It’s early, but arguably the most important paper of the year has already been released. The author, Michael Jay Barber, finds persuasive evidence that those who donate more than $200 (.22% of the population in 2014), wield more influence over our political system than anyone else.
Demos has explored this issue extensively, arguing that the rise of money in politics has hampered both racial justice and economic mobility. However, the new evidence makes our case even stronger, and more important than ever.
Barber mailed out 20,500 letters to people who donated to Senate campaigns in 2012 and then analyzed how similar the positions taken by politicians were to donor and non-donors in the state. He notes that politicians almost perfectly align with the views of donors, align strongly with the preferences of those who are from the same party and voted for them, less well with those who voted for them and not at all with their constituents (see chart).
But the paper contains another disturbing fact: donors are polarizing our politics.
As I’ve noted before, polarization is an important driver of inequality, and the polarization is largely driven by elite control of the political system. Barber’s evidence supports this argument: he finds that donors are far more extreme than voters in general and supporters of the candidates (see chart).
He observes that while about 60% of Republican voters dislike the Affordable Care Act, opposition is nearly unanimous among donors. It is donors, not Republican voters, that are driving the numerous efforts to repeal Obamacare. Barber concludes that even among the rich, donors are far better represented than voters, and more extreme.
He finds support in a recent paper by Jesse Rhodes and Brian Schaffner, who wrote (in a study of the House of Representatives), “we estimate that millionaires receive about twice as much representation when they comprise about 5% of the district’s population than the poorest wealth group does when it makes up 50% of the district.” They find that conservative politicians are more responsive to the donor class than liberals (a finding supported elsewhere).
But is the story here that politicians are responding to donors, or donors responding to the positions of politicians. Another paper by Barber suggests that extreme donors are driving extreme politicians. He examines state-level campaign contribution limits and finds that states with higher limits have more polarized legislatures. This suggests that politicians become more extreme to get money from the donor class. Patrick Flavin notes that in states with stricter campaign finance laws devote a large portion of their budgets to programs that benefit the poor. In another study, Walter Stone and Elizabeth Simas find, "that challengers closer to the extreme received greater financial contributions, which enhanced their chances of victory."
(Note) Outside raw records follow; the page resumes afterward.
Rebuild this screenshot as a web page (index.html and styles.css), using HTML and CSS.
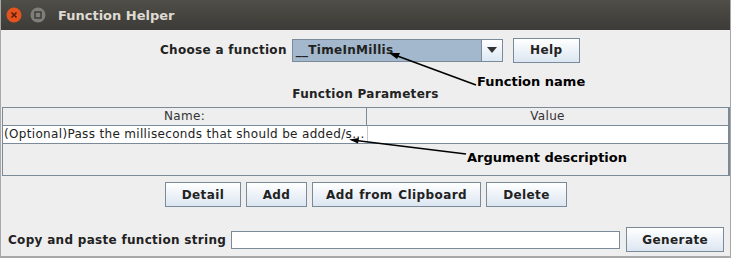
FILE: index.html
```html
<!DOCTYPE html>
<html lang="en">
<head>
  <meta charset="UTF-8">
  <title>Function Helper</title>
  <link rel="stylesheet" href="styles.css">
</head>
<body>
  <div class="window">
    <div class="titlebar">
      <svg class="title-buttons" width="50" height="30" viewBox="0 0 50 30">
        <circle cx="14" cy="15" r="7.5" fill="#e4521f"/>
        <path d="M11.5 12.5 L16.5 17.5 M16.5 12.5 L11.5 17.5" stroke="#5a1d08" stroke-width="1.6"/>
        <circle cx="38" cy="15" r="7.5" fill="#7f7e79"/>
        <rect x="35" y="12" width="6" height="6" fill="none" stroke="#3b3a36" stroke-width="1.4"/>
      </svg>
      <span class="title">Function Helper</span>
    </div>

    <div class="content">
      <div class="choose-row">
        <label class="field-label">Choose a function</label>
        <div class="combo">
          <span class="combo-value">__TimeInMillis</span>
          <span class="combo-arrow">
            <svg width="10" height="6" viewBox="0 0 10 6"><path d="M0 0 L10 0 L5 6 Z" fill="#333"/></svg>
          </span>
        </div>
        <button class="btn help-btn">Help</button>
      </div>

      <div class="section-title">Function Parameters</div>

      <div class="table">
        <div class="table-head">
          <div class="cell name-col">Name:</div>
          <div class="cell value-col">Value</div>
        </div>
        <div class="table-row">
          <div class="cell name-col">(Optional)Pass the milliseconds that should be added/s...</div>
          <div class="cell value-col"></div>
        </div>
      </div>

      <div class="button-row">
        <button class="btn detail-btn">Detail</button>
        <button class="btn add-btn">Add</button>
        <button class="btn clipboard-btn">Add from Clipboard</button>
        <button class="btn delete-btn">Delete</button>
      </div>

      <div class="string-row">
        <label class="field-label">Copy and paste function string</label>
        <input class="string-input" type="text">
        <button class="btn generate-btn">Generate</button>
      </div>

      <!-- annotations drawn over the dialog -->
      <svg class="arrows" width="731" height="228" viewBox="0 30 731 228">
        <path d="M476 85 L392 54" stroke="#000" stroke-width="1.6"/>
        <path d="M389 53 L400 53 L397 59 Z" fill="#000"/>
        <path d="M466 154 L352 140" stroke="#000" stroke-width="1.6"/>
        <path d="M349 139.5 L359 138 L358 143.5 Z" fill="#000"/>
      </svg>
      <span class="note note-function">Function name</span>
      <span class="note note-argument">Argument description</span>
    </div>
  </div>
</body>
</html>
```

FILE: styles.css
```css
body {
  margin: 0;
  padding: 0;
  background-color: #eeeeee;
  font-family: "DejaVu Sans", sans-serif;
  color: #333;
}

.window {
  width: 731px;
  height: 258px;
  box-sizing: border-box;
  border-left: 1px solid #a8a8a8;
  border-right: 1px solid #a8a8a8;
  border-bottom: 2px solid #a8a8a8;
  overflow: hidden;
}

.titlebar {
  height: 30px;
  display: flex;
  align-items: center;
  background: linear-gradient(#504e48, #3c3b37);
  margin: 0 -1px;
}

.title-buttons {
  display: block;
}

.title {
  margin-left: 8px;
  font-weight: bold;
  font-size: 13px;
  color: #dfdbd2;
}

.content {
  position: relative;
  height: 226px;
}

.field-label {
  font-weight: bold;
  font-size: 12px;
  letter-spacing: 0.3px;
  color: #222;
}

.choose-row {
  display: flex;
  align-items: center;
  padding-top: 8px;
  padding-left: 159px;
  height: 24px;
}

.combo {
  display: flex;
  width: 211px;
  height: 23px;
  box-sizing: border-box;
  margin-left: 5px;
  border: 1px solid #7a8a99;
  background-color: #a3b8cc;
}

.combo-value {
  flex: 1;
  padding-left: 3px;
  font-weight: bold;
  font-size: 12px;
  letter-spacing: 0.3px;
  line-height: 21px;
  color: #222;
}

.combo-arrow {
  width: 20px;
  display: flex;
  align-items: center;
  justify-content: center;
  border-left: 1px solid #7a8a99;
  background: linear-gradient(#ffffff, #dde8f3);
}

.btn {
  height: 25px;
  box-sizing: border-box;
  padding: 0;
  border: 1px solid #7a8a99;
  background: linear-gradient(#ffffff, #dce6f1);
  font-family: "DejaVu Sans", sans-serif;
  font-weight: bold;
  font-size: 12px;
  letter-spacing: 0.4px;
  color: #222;
  text-align: center;
}

.help-btn {
  margin-left: 10px;
  width: 67px;
}

.detail-btn {
  width: 76px;
}

.add-btn {
  width: 61px;
}

.clipboard-btn {
  width: 169px;
  word-spacing: 1px;
}

.delete-btn {
  width: 81px;
}

.generate-btn {
  margin-left: 6px;
  width: 98px;
}

.section-title {
  margin-top: 25px;
  text-align: center;
  font-weight: bold;
  font-size: 12px;
  letter-spacing: 0.3px;
  line-height: 15px;
  color: #222;
}

.table {
  margin: 5px 0 0 1px;
  height: 69px;
  border: 1px solid #7a8a99;
  border-right-width: 2px;
  box-sizing: border-box;
}

.table-head,
.table-row {
  display: flex;
  height: 17px;
  font-size: 12px;
  letter-spacing: 0.33px;
  line-height: 16px;
}

.table-head {
  text-align: center;
  border-bottom: 1px solid #7a8a99;
  color: #333;
}

.table-row {
  background-color: #fff;
  border-bottom: 1px solid #7a8a99;
  color: #222;
}

.cell {
  white-space: nowrap;
  overflow: hidden;
}

.name-col {
  width: 363px;
  border-right: 1px solid #7a8a99;
}

.table-row .name-col {
  padding-left: 1px;
  border-right-color: #c8c8c8;
}

.value-col {
  flex: 1;
}

.button-row {
  display: flex;
  gap: 5px;
  margin-top: 6px;
  padding-left: 164px;
}

.string-row {
  display: flex;
  align-items: center;
  margin-top: 20px;
  padding-left: 7px;
}

.string-input {
  margin-left: 5px;
  width: 389px;
  height: 18px;
  box-sizing: border-box;
  border: 1px solid #7a8a99;
  background: #fff;
  padding: 0;
}

.arrows {
  position: absolute;
  top: 0;
  left: -1px;
  pointer-events: none;
}

.note {
  position: absolute;
  font-weight: bold;
  font-size: 13px;
  color: #000;
}

.note-function {
  left: 476px;
  top: 44px;
}

.note-argument {
  left: 466px;
  top: 120px;
}
```
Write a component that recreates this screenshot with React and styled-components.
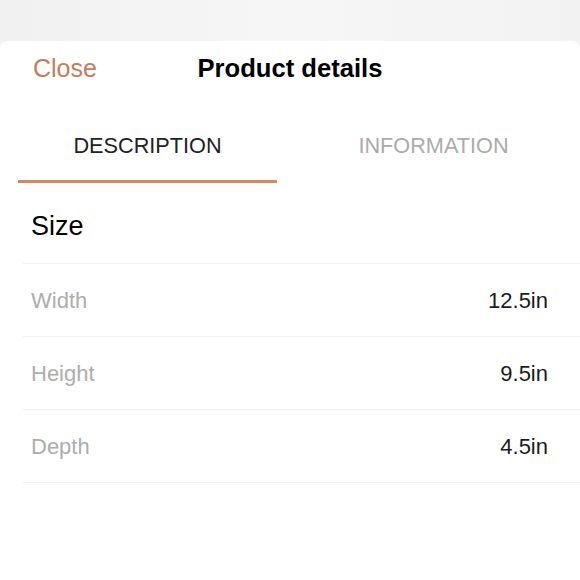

In a 2014 study, Barber, Brandice Canes-Wrone and Sharece Thrower examined how Presidents respond to the donor class. They find that, “there is no clear relationship between general public opinion on an issue and the president’s support for that issue.” However, they find,
when examining presidential issue support alongside co-partisan donor issue support, we observe a clear positive relationship. Particularly, as donors increase their support for an issue, so does the president. While this conforms to our expectations, we also see that there exists a similar positive relationship between the positions of the president and non-donors of his party.
To disentangle whether Presidential candidates were responding to donors or simply partisan supporters, they examined issues where partisan supporters and donors disagreed. In these conflicts, they find,
a one percentage increase in co-partisan donor support on an issue correlates with a one percentage increase in the probability that the president supports that same issue. Further, we find no significant effect of non-donor co-partisan opinion or general public opinion on presidential issue support.
That is, the views of the general public and even people of the same party of Presidential candidates has no effect on what issue a Presidential candidate supports. This is consistent with the work of Martin Gilens who finds,
economic elites and organized groups representing business interests have substantial independent impacts on U.S. government policy, while average citizens and mass-based interest groups have little or no independent influence.
American democracy is controlled by a small donor class who advocate in favor of issues that the vast majority of Americans oppose.